Although born in Fortworth, Texas, Dowd grew up in rural Oklahoma "listening to the radio and driving around in Daddy's car". Perhaps surprisingly, country music didn't feature at all and Dowd considered himself a bit of a beatnik - spending a lot of time reading and even writing the odd poem. But it was music which would later become his "religion" - and it all happened in that washing machine store where he first felt the lure of another world waiting to be explored.
"I started exploring black music. You'd have to go looking for the more traditional blues, but I liked people like The Five Royales and Bobby Blue Bland. And that wasn't something you had to search out too much because there was a lot of it on the radio at the time. It was just the sound of it - it had the feel of an alien and more exciting form of life. And that was real appealing to me. I was just a typical white guy lost in blues and I was snobbish on that. I hated all the English groups and thought they were the Devil's spawn."

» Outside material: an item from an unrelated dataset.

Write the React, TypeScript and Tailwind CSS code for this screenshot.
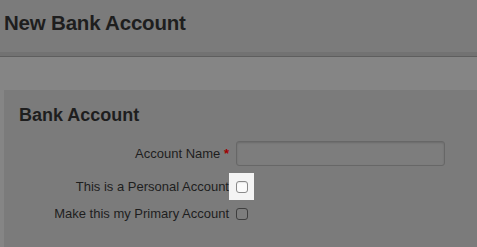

Dowd sums up his early days as follows: "Played sports, listened to music, fell in love, left home at 17, messed around, got drafted, couple of years in the army, got out, got married, got divorced two weeks after, messed around, many years wasted. Got a guitar at 30." And that last detail is the odd part of this particularly odd rock 'n' roll tale. When Johnny Dowd bought that guitar (at the age of 30) it certainly wasn't for the usual rock 'n' roll reasons.
"I'd done all the other stuff - the drugs, chased girls, driven around and I was beginning to see that wasn't going to be that much fun at the age of 60. But then I'd see blues guys at 60, 70 and 80 playing music and that was part of the motivation. I wanted to have something that they couldn't take away from me - something that time couldn't take away unless I broke both my arms. I just wanted to be able to do something when I was old - something that I would still enjoy. My first idea was to be a red hot guitar player by the time I was 40. Then when I was 40 and I was still playing the same three licks I was playing when I was 30, I realised there was no future for me as a guitar player. I couldn't get into a band and I wasn't really sharp enough musically to pick up other people's songs. So there you are - I started doing my own."
Quite what people made of his songs is one thing. What they made of Johnny Dowd is quite another. Dark songs of violence and death were nothing new, but there is always that desire on the part of the listener to believe that the singer just might be singing about himself. And Dowd is absolutely certain to be viewed by anybody who hears him as a very strange man indeed. The sound of his voice, the look in his eyes and the noise produced by his band can only add to it. We know well that Johnny Cash never "shot a man in Reno just to watch him die" - but even so.
"Even when people seem like they're singing a straight autobiographical song, they're still in character. You can pretend to be Robin Hood or you can pretend to be yourself and it doesn't seem that much different to me - once it's on paper it's fiction anyway. But yeah, people have been disappointed that I'm not a mass murderer or something. I'd be a more interesting person if I'd killed a few people. And I know a lot of rock stars got into living up to the image but I don't really feel that kind of pressure - to pretend to be anything. Maybe if was younger I would? But just pretending to be myself is a big enough burden."
There is a lot of darkness in one corner of American music these days. The altcountry bunch are outdoing each other with revived and brand new murder ballads, and the twisted melancholy of people such as Tom Waits is being been hauled by others into seriously lo-fi depths. It can be fun, it can be chilling - but it can also be a pretence which is downright daft. There's nothing worse than affected weirdness, nothing quite as silly than bogus misery. But somehow Johnny Dowd, singer and removal man, seems absolutely for real.
"Yeah, there's always a danger. I'm sure there's some people who think that there is posturing in what I do. And you are always in danger of being a parody of yourself. In fact, to me I think that's the biggest risk in the whole thing - to become a cartoon version of yourself and I think that can easily happen. But I'm the kind of person with that superstition that if you expect the worst, that way you'll keep it from happening. If I write enough songs about violence then nobody will beat me up. If I write enough songs about dying then maybe I won't die. I think there's a lot of that psychology in my head and I think that's where a lot of the darkness comes from."